A questão de fundo é discutir qual deveria ser a política federal para o ensino superior, e como melhor usar os recursos públicos para isto.  Os dados recentes da OECD indicam que o Brasil gasta 11 mil dólares por ano por estudante de nível superior, próximo da Suécia, 13 mil, e mais do que Portugal 7 mil. Este custo tão alto explica porque o setor público não tem conseguido crescer nem responder de forma adequada à demanda crescente por ensino superior da sociedade, que tem sido atendida, bem ou mal, pelo setor privado.  O que faz nosso sistema tão caro é que todas as instituições públicas estão organizadas em um formato único, o da “universidade da pesquisa”,  que supõe que os professores tenham contratos integrais e de dedicação exclusiva, ainda que de fato a pesquisa esteja concentrada em umas poucas instituições. Isto não ocorre em outros países. Na Suécia, por exemplo, o governo gasta 20 mil dólares por estudante nas universidades de excelência e com pesquisa de alto nível, e 6 a 7  mil em instituições de ensino superior de tipo tecnológico ou “pos-secundárias”, trazendo assim a média geral para 13 mil.  Se a opção brasileira é usar os recursos públicos para massificar a educacão superior pública, deveria haver um formato muito mais barato, com ênfase no ensino e programas mais curtos adaptados às características da maioria dos nossos estudantes – em grande parte provenientes de escolas públicas de má qualidade, que precisam trabalhar e estudar à noite.  Se a opção é desenvolver o ensino superior de alto nível  e de qualidade, então os custos por aluno deveriam aumentar , assim como as exigências de desempenho acadêmico e científico por parte destas instituições. Se a opção é fazer as duas coisas, então seria necessário fazer como a Suécia e a maioria de outros países, e criar um sistema público altamente diferenciado. Em qualquer dos casos, o ensino superior público no Brasil continuará sendo caro, não dispensando a colaboração do setor privado e, cedo ou tarde, tendo que enfrentar a questão da cobrança de anuidades para os estudantes que podem pagar.

Author: Simon Schwartzman

Simon Schwartzman é sociólogo, falso mineiro e brasileiro. Vive no Rio de Janeiro

9 thoughts on “Qual deve ser a política federal para o ensino superior?”

  1. Prezado Simon,

    Desculpe-me por prolongar um pouco mais o assunto.
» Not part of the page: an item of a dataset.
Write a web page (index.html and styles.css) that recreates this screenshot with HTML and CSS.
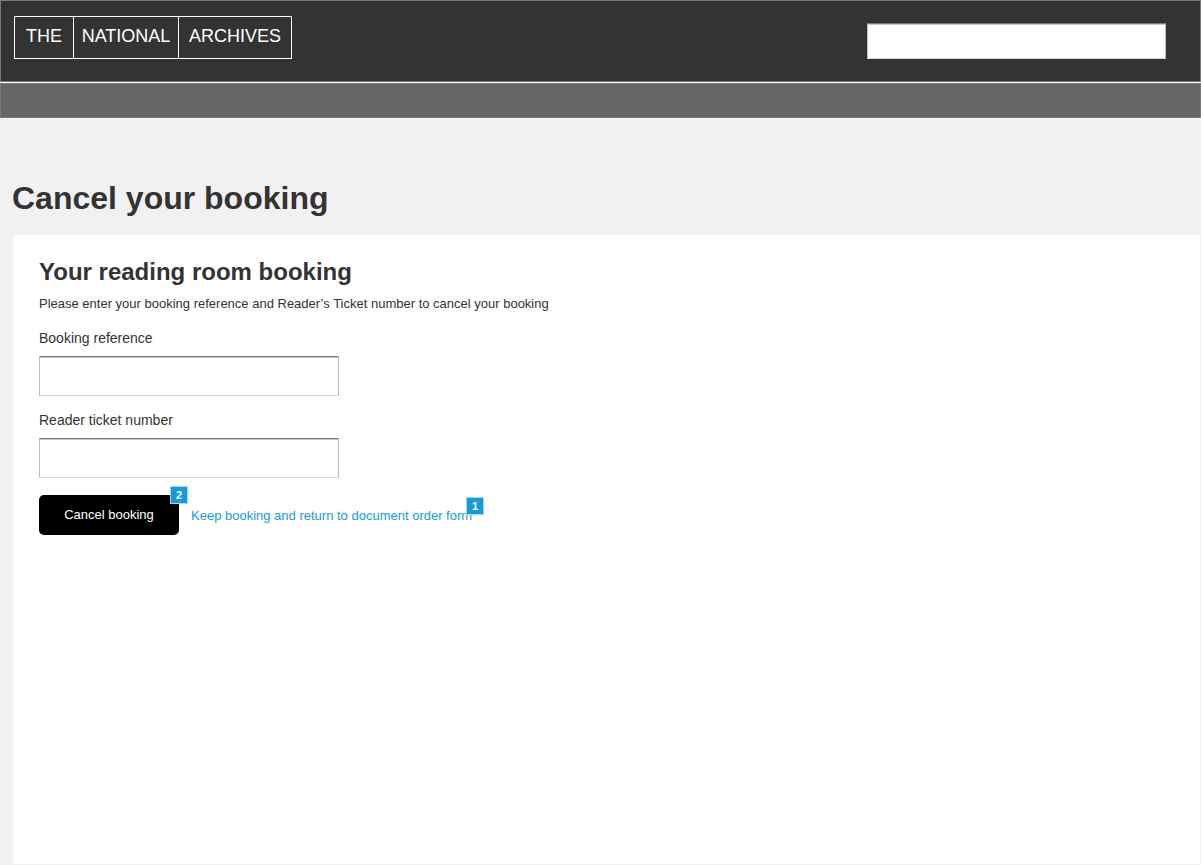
FILE: index.html
```html
<!DOCTYPE html>
<html lang="en">
<head>
<meta charset="utf-8">
<meta name="viewport" content="width=device-width, initial-scale=1">
<title>Cancel your booking</title>
<link rel="stylesheet" href="styles.css">
</head>
<body>
<header class="site-header">
  <div class="logo">
    <span class="logo-word">THE</span>
    <span class="logo-word">NATIONAL</span>
    <span class="logo-word">ARCHIVES</span>
  </div>
  <input class="field search" type="search" aria-label="Search">
</header>
<nav class="site-nav" aria-label="Main"></nav>
<main class="page">
  <h1 class="page-title">Cancel your booking</h1>
  <section class="panel">
    <h2 class="panel-title">Your reading room booking</h2>
    <p class="intro">Please enter your booking reference and Reader’s Ticket number to cancel your booking</p>
    <form class="form">
      <div class="form-row">
        <label class="label" for="reference">Booking reference</label>
        <input class="field" id="reference" type="text">
      </div>
      <div class="form-row">
        <label class="label" for="ticket">Reader ticket number</label>
        <input class="field" id="ticket" type="text">
      </div>
      <div class="actions">
        <div class="noted">
          <button class="button" type="button">Cancel booking</button>
          <span class="note">2</span>
        </div>
        <div class="noted">
          <a class="link" href="#">Keep booking and return to document order form</a>
          <span class="note note-link">1</span>
        </div>
      </div>
    </form>
  </section>
</main>
</body>
</html>
```
FILE: styles.css
```css
* {
  box-sizing: border-box;
}

body {
  margin: 0;
  min-height: 100vh;
  display: flex;
  flex-direction: column;
  background: #f1f1f1;
  color: #333;
  font-family: "Liberation Sans", Arial, sans-serif;
  font-size: 13px;
}

.site-header {
  display: flex;
  justify-content: space-between;
  align-items: flex-start;
  padding: 15px 34px 22px 13px;
  border: 1px solid #797979;
  background: #333;
}

.logo {
  display: grid;
  grid-template-columns: 59px 105px 113px;
  border: 1px solid #fff;
  border-right: 0;
  color: #fff;
  font-size: 18px;
  line-height: 20px;
  text-align: center;
}

.logo-word {
  padding: 9px 0 12px;
  border-right: 1px solid #fff;
}

.field {
  display: block;
  width: 300px;
  height: 40px;
  padding: 0 8px;
  border: 1px solid #bbb;
  border-top-color: #777;
  border-bottom-color: #d5d5d5;
  border-radius: 0;
  background: #fff;
  box-shadow: inset 0 1px #c8c8c8;
  font: inherit;
  appearance: none;
}

.search {
  width: 299px;
  height: 36px;
  margin-top: 7px;
}

.site-nav {
  height: 35px;
  margin-top: 1px;
  border: 1px solid #797979;
  background: #666;
  box-shadow: 0 -1px #fff;
}

.page {
  flex: 1;
  display: flex;
  flex-direction: column;
  padding: 60px 0 0 12px;
}

.page-title {
  margin: 0;
  font-size: 32px;
  line-height: 40px;
}

.panel {
  flex: 1;
  margin: 17px 0 0 1px;
  padding: 22px 26px;
  border-right: 1px solid #f1f1f1;
  border-bottom: 1px solid #f1f1f1;
  background: #fff;
}

.panel-title {
  margin: 0;
  font-size: 24px;
  line-height: 30px;
}

.intro {
  margin: 8px 0 0;
  line-height: 18px;
}

.form {
  display: flex;
  flex-direction: column;
  gap: 15px;
  margin-top: 16px;
}

.label {
  display: block;
  margin-bottom: 9px;
  font-size: 14px;
  line-height: 18px;
}

.actions {
  display: flex;
  align-items: center;
  gap: 12px;
  margin-top: 2px;
}

.noted {
  position: relative;
}

.button {
  display: block;
  width: 140px;
  height: 40px;
  padding: 0 0 2px;
  border: 0;
  border-radius: 5px;
  background: #000;
  color: #fff;
  font: inherit;
}

.link {
  color: #169bd5;
  text-decoration: none;
}

.note {
  position: absolute;
  top: -9px;
  right: -9px;
  width: 18px;
  height: 18px;
  border: 1px solid #a2d7ee;
  background: #169bd5;
  color: #fff;
  font-size: 11px;
  font-weight: bold;
  line-height: 16px;
  text-align: center;
}

.note-link {
  top: -11px;
  right: -12px;
}
```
    Obrigado por sua resposta. Estou lendo o artigo que você recomendou, tentando seguir as referências e encontrar algumas resposta para minhas dúvidas. Apesar do interesse que tenho, como cidadão e como professor de uma instituição pública, não sou estudioso do assunto. Tenho certeza, por experiência própria, que há muita ineficiência e desperdício nas instituições públicas. Com certeza o custo por aluno no Brasil é bem mais alto do que poderia e deveria ser. Mas me espanta como é difícil conseguir clareza nos dados.
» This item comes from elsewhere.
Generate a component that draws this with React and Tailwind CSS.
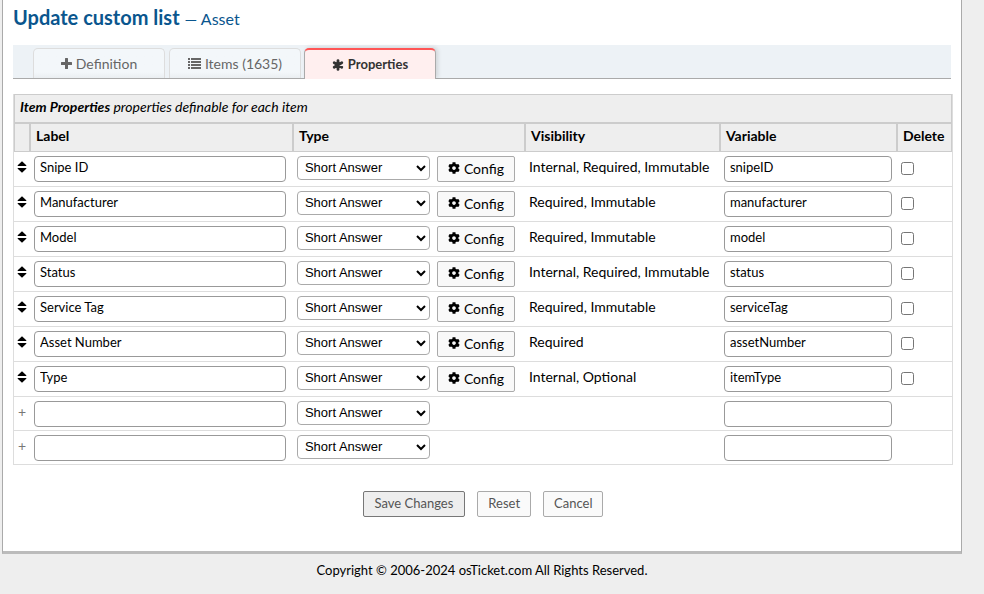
import React from "react";
import { FaCog } from "react-icons/fa";

const properties = [
  { label: "Snipe ID", visibility: "Internal, Required, Immutable", variable: "snipeID" },
  { label: "Manufacturer", visibility: "Required, Immutable", variable: "manufacturer" },
  { label: "Model", visibility: "Required, Immutable", variable: "model" },
  { label: "Status", visibility: "Internal, Required, Immutable", variable: "status" },
  { label: "Service Tag", visibility: "Required, Immutable", variable: "serviceTag" },
  { label: "Asset Number", visibility: "Required", variable: "assetNumber" },
  { label: "Type", visibility: "Internal, Optional", variable: "itemType" },
];

const inputClass =
  "block h-[26px] w-full rounded-[4px] border border-[#999] bg-white px-[5px] pb-1 text-[13px] leading-5 text-black";
const headClass = "border border-[#ccc] px-[5px] pb-[3px] text-left text-[14px] leading-6 font-bold";
const cellClass = "border-b border-[#ddd] pt-1 align-top";
const plainButtonClass = "h-[26px] rounded-[2px] border border-[#aaa] bg-[#fafafa] px-[10px]";

function PlusIcon() {
  return (
    <svg width="11" height="11" viewBox="0 0 11 11" fill="currentColor" aria-hidden="true">
      <path d="M4 0.6 Q4 0 4.6 0 H6.4 Q7 0 7 0.6 V4 H10.4 Q11 4 11 4.6 V6.4 Q11 7 10.4 7 H7 V10.4 Q7 11 6.4 11 H4.6 Q4 11 4 10.4 V7 H0.6 Q0 7 0 6.4 V4.6 Q0 4 0.6 4 H4 Z" />
    </svg>
  );
}

function ListIcon() {
  return (
    <svg width="13" height="11" viewBox="0 0 13 11" fill="currentColor" aria-hidden="true">
      {[0, 3, 6, 9].map((y) => (
        <g key={y}>
          <rect x="0" y={y} width="2" height="2" />
          <rect x="3" y={y} width="10" height="2" />
        </g>
      ))}
    </svg>
  );
}

function AsteriskIcon() {
  return (
    <svg
      width="12"
      height="12"
      viewBox="0 0 12 12"
      stroke="currentColor"
      strokeWidth="2.8"
      strokeLinecap="round"
      aria-hidden="true"
    >
      <path d="M6 1.6 V10.4 M2.2 3.8 L9.8 8.2 M2.2 8.2 L9.8 3.8" />
    </svg>
  );
}

function SortIcon() {
  return (
    <svg width="10" height="12" viewBox="0 0 10 12" fill="currentColor" aria-hidden="true">
      <path d="M5 0.3 L9.3 4.2 Q9.7 5 8.9 5 H1.1 Q0.3 5 0.7 4.2 Z" />
      <path d="M5 11.7 L9.3 7.8 Q9.7 7 8.9 7 H1.1 Q0.3 7 0.7 7.8 Z" />
    </svg>
  );
}

function TypeSelect({ name }) {
  return (
    <select
      aria-label={name}
      className="h-6 w-[133px] rounded-[4px] border border-[#aaa] bg-white px-[3px] pb-px font-['Liberation_Sans',Arial,sans-serif] text-[13px] text-black"
    >
      <option>Short Answer</option>
    </select>
  );
}

function Tab({ icon, children, active }) {
  return (
    <li className="flex">
      <a
        href="#"
        aria-current={active ? "page" : undefined}
        className={
          active
            ? "-mb-px -ml-px flex w-[132px] items-center justify-center gap-1 rounded-t-[5px] border border-t-2 border-b-0 border-[#aaa] border-t-[#f55] bg-[#ffefef] text-[13px] font-bold text-[#333] shadow-[2px_-1px_4px_rgba(0,0,0,0.12)] [clip-path:inset(-4px_-6px_0_-4px)]"
            : "flex w-[132px] items-center justify-center gap-1 rounded-t-[5px] border border-b-0 border-[#ddd] bg-[#f3f7fa] bg-linear-to-t from-[#eaeef1] to-[#f3f7fa] to-20% text-[14px] text-[#666]"
        }
      >
        {icon}
        {children}
      </a>
    </li>
  );
}

export default function App() {
  return (
    <div className="min-h-screen bg-[#eee] pr-[22px] pl-[2px] font-[Lato,sans-serif] text-[14px] text-black">
      <main className="border-x border-b-[3px] border-[#aaa] border-b-[#bbb] bg-white pr-2 pb-[34px] pl-[10px]">
        <h1 className="flex items-baseline gap-[5px] pt-[2px] text-[20px] leading-[30px] font-bold text-[#0a568e]">
          Update custom list
          <small className="text-[16px] font-normal">— Asset</small>
        </h1>

        <nav className="mt-[11px] mr-[2px] border-b border-[#aaa] bg-[#edf2f6] pt-[3px] pl-5">
          <ul className="flex h-[30px] gap-1">
            <Tab icon={<PlusIcon />}>Definition</Tab>
            <Tab icon={<ListIcon />}>Items (1635)</Tab>
            <Tab icon={<AsteriskIcon />} active>
              Properties
            </Tab>
          </ul>
        </nav>

        <form onSubmit={(e) => e.preventDefault()}>
          <table className="mt-[15px] w-full table-fixed border-separate border-spacing-0 border-x border-[#ddd]">
            <colgroup>
              <col className="w-[16px]" />
              <col />
              <col className="w-[232px]" />
              <col className="w-[195px]" />
              <col className="w-[177px]" />
              <col className="w-[55px]" />
            </colgroup>
            <thead className="bg-[#eee]">
              <tr>
                <th
                  colSpan={6}
                  className="h-[29px] border border-[#ccc] px-[5px] pb-[3px] text-left text-[14px] leading-5 font-normal italic"
                >
                  <strong className="font-bold">Item Properties</strong> properties definable for each item
                </th>
              </tr>
              <tr className="h-[29px]">
                <th className="border border-[#ccc]"></th>
                <th className={headClass}>Label</th>
                <th className={headClass}>Type</th>
                <th className={headClass}>Visibility</th>
                <th className={headClass}>Variable</th>
                <th className={headClass}>Delete</th>
              </tr>
            </thead>
            <tbody>
              {properties.map((p) => (
                <tr key={p.variable} className="h-[35px]">
                  <td className={cellClass}>
                    <div className="flex h-[22px] items-center justify-center">
                      <SortIcon />
                    </div>
                  </td>
                  <td className={cellClass + " pr-[7px] pl-1"}>
                    <input type="text" aria-label="Label" defaultValue={p.label} className={inputClass} />
                  </td>
                  <td className={cellClass + " pl-1"}>
                    <div className="flex items-start gap-[7px]">
                      <TypeSelect name={"Type of " + p.label} />
                      <button
                        type="button"
                        className="flex h-[26px] w-[78px] items-center justify-center gap-1 rounded-[2px] border border-[#aaa] bg-[#f9f9f9] pb-[2px] text-[14px]"
                      >
                        <FaCog size={12} />
                        Config
                      </button>
                    </div>
                  </td>
                  <td className={cellClass + " pl-1 leading-[22px] whitespace-nowrap"}>{p.visibility}</td>
                  <td className={cellClass + " pr-[5px] pl-1"}>
                    <input type="text" aria-label="Variable" defaultValue={p.variable} className={inputClass} />
                  </td>
                  <td className={cellClass + " pl-1"}>
                    <div className="flex h-6 items-center">
                      <input type="checkbox" aria-label={"Delete " + p.label} className="size-[13px]" />
                    </div>
                  </td>
                </tr>
              ))}
              {[1, 2].map((n) => (
                <tr key={n} className="h-[34px]">
                  <td className={cellClass + " text-center leading-[22px] text-[#777]"}>+</td>
                  <td className={cellClass + " pr-[7px] pl-1"}>
                    <input type="text" aria-label={"New label " + n} className={inputClass} />
                  </td>
                  <td className={cellClass + " pl-1"}>
                    <div className="flex">
                      <TypeSelect name={"New type " + n} />
                    </div>
                  </td>
                  <td className={cellClass}></td>
                  <td className={cellClass + " pr-[5px] pl-1"}>
                    <input type="text" aria-label={"New variable " + n} className={inputClass} />
                  </td>
                  <td className={cellClass}></td>
                </tr>
              ))}
            </tbody>
          </table>

          <div className="mt-[26px] flex justify-center gap-3 text-[13px] text-[#555]">
            <button type="submit" className="h-[26px] rounded-[2px] border border-[#777] bg-[#eee] px-[11px]">
              Save Changes
            </button>
            <button type="reset" className={plainButtonClass}>
              Reset
            </button>
            <button type="button" className={plainButtonClass}>
              Cancel
            </button>
          </div>
        </form>
      </main>
      <footer className="pt-[6px] text-center text-[13px] leading-5">
        Copyright © 2006-2024 osTicket.com All Rights Reserved.
      </footer>
    </div>
  );
}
    Na minha humilde opinião, é difícil aceitar comparações de custo por aluno com outros países sem saber ao certo se esse custo está sendo contabilizado do mesmo modo em cada país comparado. Para usar apenas um exemplo: se o custo no Brasil inclui os hospitais universitários e na Suécia não, fica complicado comparar os dois países. Outro exemplo, tirado da página 12 do artigo que você “linkou” acima, “gastos com inativos representam despesas previdenciárias e não gastos com a manutenção de ensino, provocando sérias distorções em análises comparativas com os orçamentos de instituições privadas, nacionais e estrangeiras”.

    Como leigo me espanta a dificuldade em conseguir uma informação tão básica quanto as despesas que estão ou não sendo computadas! Detalhes que podem fazer a diferença entre ter um custo inflado em 20% ou em 100%!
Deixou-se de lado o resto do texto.